Hmm. So if Beatrice is an intangible spirit, why should she need to run through a door?
We get another title drop: the survivors will protect themselves, and the police will come when the seagulls cry.
And as for the mysterious smell… there is indeed a corpse in the incinerator. Given everyone else is accounted for, if it’s not one of the existing six corpses removed from the shed, it must be Kinzo. And indeed, though the body is badly burned, they identify him by the extra toes on each foot. We learn that to the historical Urishomiya family, polydactyly was considered a mark of wisdom.
We learn he has a gouge stuck in his forehead too. Does that mean he is the one to fulfil ‘gouge the head and kill’, not Eva and Hideyoshi?
Battler concludes that, since the boiler room is locked too, the murderer must have some kind of ‘master key’ to move so freely around the mansion.
Battler then reasons (with another acrobatic pirouette off the chessboard) that, since the ‘19th person’ has yet to show themselves, but is trying very hard to demonstrate the existence of a 19th person, there probably isn’t a 19th person.
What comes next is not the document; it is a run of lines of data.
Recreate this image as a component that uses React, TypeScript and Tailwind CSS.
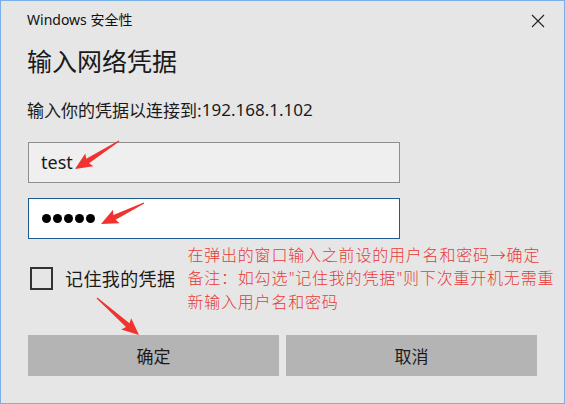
import React from "react";

const ui = { fontFamily: '"Noto Sans", "Noto Sans CJK SC", sans-serif' };
const cjk = { fontFamily: '"Noto Sans CJK SC", "Noto Sans", sans-serif' };

type Pt = [number, number];

function arrowPoints(from: Pt, to: Pt) {
  const dx = to[0] - from[0];
  const dy = to[1] - from[1];
  const len = Math.hypot(dx, dy);
  const ux = dx / len;
  const uy = dy / len;
  const nx = -uy;
  const ny = ux;
  const head = 15;
  const bx = to[0] - ux * head;
  const by = to[1] - uy * head;
  const p = (x: number, y: number, w: number) => `${x + nx * w},${y + ny * w}`;
  return [
    p(from[0], from[1], 0.6),
    p(bx, by, 2.6),
    p(bx - ux * 2, by - uy * 2, 7.5),
    `${to[0]},${to[1]}`,
    p(bx - ux * 2, by - uy * 2, -7.5),
    p(bx, by, -2.6),
    p(from[0], from[1], -0.6),
  ].join(" ");
}

const arrows: [Pt, Pt][] = [
  [[118, 140], [74, 168]],
  [[143, 202], [100, 223]],
  [[96, 297], [138, 334]],
];

function Quote() {
  return <span className="inline-block w-[7px] tracking-normal text-center" style={ui}>"</span>;
}

export default function App() {
  return (
    <div className="relative w-[565px] h-[404px] overflow-hidden border border-[#7ab0e8] bg-[#e6e6e6] text-[#1a1a1a]" style={ui}>
      <div className="flex items-center justify-between h-[38px] pl-[26px] pr-[19px]">
        <span className="text-[14px] leading-none text-[#111]">Windows 安全性</span>
        <svg width="14" height="14" viewBox="0 0 14 14" className="mt-[2px]">
          <path d="M1 1 L13 13 M13 1 L1 13" stroke="#222" strokeWidth="1.1" />
        </svg>
      </div>

      <div className="px-[26px]">
        <h1 className="mt-[4px] h-[34px] flex items-center text-[25px] leading-none" style={cjk}>
          输入网络凭据
        </h1>
        <p className="mt-[21px] h-[22px] flex items-center text-[17px] leading-none">
          <span style={cjk}>输入你的凭据以连接到:</span>192.168.1.102
        </p>

        <div className="mt-[22px] ml-[1px] w-[372px] h-[41px] border border-[#8f8f8f] bg-[#efefef] flex items-center pl-[12px] text-[18px]">
          test
        </div>
        <div className="mt-[15px] ml-[1px] w-[372px] h-[41px] border border-[#1e5c8f] bg-white flex items-center pl-[13px] gap-[2px]">
          {[0, 1, 2, 3, 4].map((i) => (
            <span key={i} className="block w-[9px] h-[9px] rounded-full bg-black" />
          ))}
        </div>

        <div className="mt-[4px] flex items-center h-[70px]">
          <div className="shrink-0 ml-[3px] w-[23px] h-[23px] border-2 border-[#333]" />
          <span className="shrink-0 whitespace-nowrap ml-[12px] text-[18px] leading-none tracking-[0.4px]" style={cjk}>
            记住我的凭据
          </span>
          <div
            lang="zh-CN"
            className="shrink-0 ml-[12px] text-[16px] leading-[23px] tracking-[0.8px] text-[#e63a36] font-light whitespace-nowrap"
            style={cjk}
          >
            <div>在弹出的窗口输入之前设的用户名和密码→确定</div>
            <div>
              备注：如勾选<Quote />记住我的凭据<Quote />则下次重开机无需重
            </div>
            <div>新输入用户名和密码</div>
          </div>
        </div>

        <div className="mt-[22px] ml-[1px] flex gap-[7px]">
          <button className="w-[251px] h-[41px] bg-[#b4b4b4] text-[17px]" style={cjk}>
            确定
          </button>
          <button className="w-[251px] h-[41px] bg-[#b4b4b4] text-[17px]" style={cjk}>
            取消
          </button>
        </div>
      </div>

      <svg className="absolute inset-0 pointer-events-none" width="565" height="404">
        {arrows.map(([a, b], i) => (
          <polygon key={i} points={arrowPoints(a, b)} fill="#f0332e" />
        ))}
      </svg>
    </div>
  );
}
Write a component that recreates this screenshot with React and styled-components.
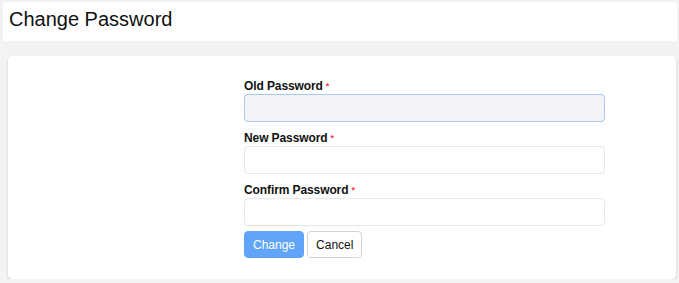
import styled, { createGlobalStyle } from "styled-components"

const GlobalStyle = createGlobalStyle`
  html, body {
    margin: 0;
    background-color: #f2f3f5;
    font-family: "Liberation Sans", Arial, sans-serif;
    color: #111827;
  }
`

const Page = styled.div`
  padding: 2px 2px 0 3px;
`

const Header = styled.header`
  background-color: white;
  height: 39px;
  box-sizing: border-box;
  padding: 5px 6px 0;
  h1 {
    margin: 0;
    font-size: 20px;
    line-height: 24px;
    font-weight: normal;
    color: #111;
  }
`

const Card = styled.main`
  margin: 15px 1px 0 5px;
  background-color: white;
  border-radius: 4px;
  box-shadow: 0 1px 2px rgba(0, 0, 0, 0.22);
  padding: 22px 0 21px 236px;
`

const Form = styled.form`
  width: 361px;
  display: flex;
  flex-direction: column;
  gap: 8px;
`

const Field = styled.div`
  display: flex;
  flex-direction: column;
`

const Label = styled.label`
  font-size: 12px;
  line-height: 16px;
  font-weight: bold;
  color: #111;
  letter-spacing: -0.1px;
`

const Required = styled.span`
  color: #ef4444;
  font-size: 9px;
  margin-left: 3px;
  vertical-align: 1px;
`

const Input = styled.input`
  box-sizing: border-box;
  height: 28px;
  width: 100%;
  border-radius: 4px;
  border: 1px solid ${(p) => (p.$focused ? "#a5c8f7" : "#e5e7eb")};
  background-color: ${(p) => (p.$focused ? "#f2f3f6" : "white")};
  outline: none;
  padding: 0 8px;
  font-size: 12px;
`

const Actions = styled.div`
  display: flex;
  gap: 3px;
  margin-top: -3px;
`

const Button = styled.button`
  height: 27px;
  padding: 0 8px;
  border-radius: 4px;
  font-family: inherit;
  font-size: 12px;
  cursor: pointer;
  border: 1px solid ${(p) => (p.$primary ? "#60a5fa" : "#cfd3d9")};
  background-color: ${(p) => (p.$primary ? "#60a5fa" : "white")};
  color: ${(p) => (p.$primary ? "white" : "#111")};
`

const fields = [
  { name: "old", label: "Old Password", focused: true },
  { name: "new", label: "New Password" },
  { name: "confirm", label: "Confirm Password" },
]

export default function App() {
  return (
    <>
      <GlobalStyle />
      <Page>
        <Header>
          <h1>Change Password</h1>
        </Header>

        <Card>
          <Form onSubmit={(e) => e.preventDefault()}>
            {fields.map((f) => (
              <Field key={f.name}>
                <Label htmlFor={f.name}>
                  {f.label}
                  <Required>*</Required>
                </Label>
                <Input id={f.name} type="password" $focused={f.focused} />
              </Field>
            ))}
            <Actions>
              <Button type="submit" $primary>
                Change
              </Button>
              <Button type="button">Cancel</Button>
            </Actions>
          </Form>
        </Card>
      </Page>
    </>
  )
}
That seems a stretch tbh. It seems more likely to me that there is a 19th person, and they just don’t want to show their face for some reason. At this point, there isn’t much of a non-Beatrice motive yet.
Battler briefly doubts whether they’ve correctly identified all the corpses. His dad, for example, had his face removed entirely.
Battler interrogates Maria, asking why she doesn’t think she’s in danger. Maria reveals that Beatrice ‘promised’ to take her to the Golden Land, some kind of heaven where everyone is nice, and always together.
The chapter ends with Battler pondering Beatrice’s second letter. The next chapter is straightforwardly called ‘Besieged’.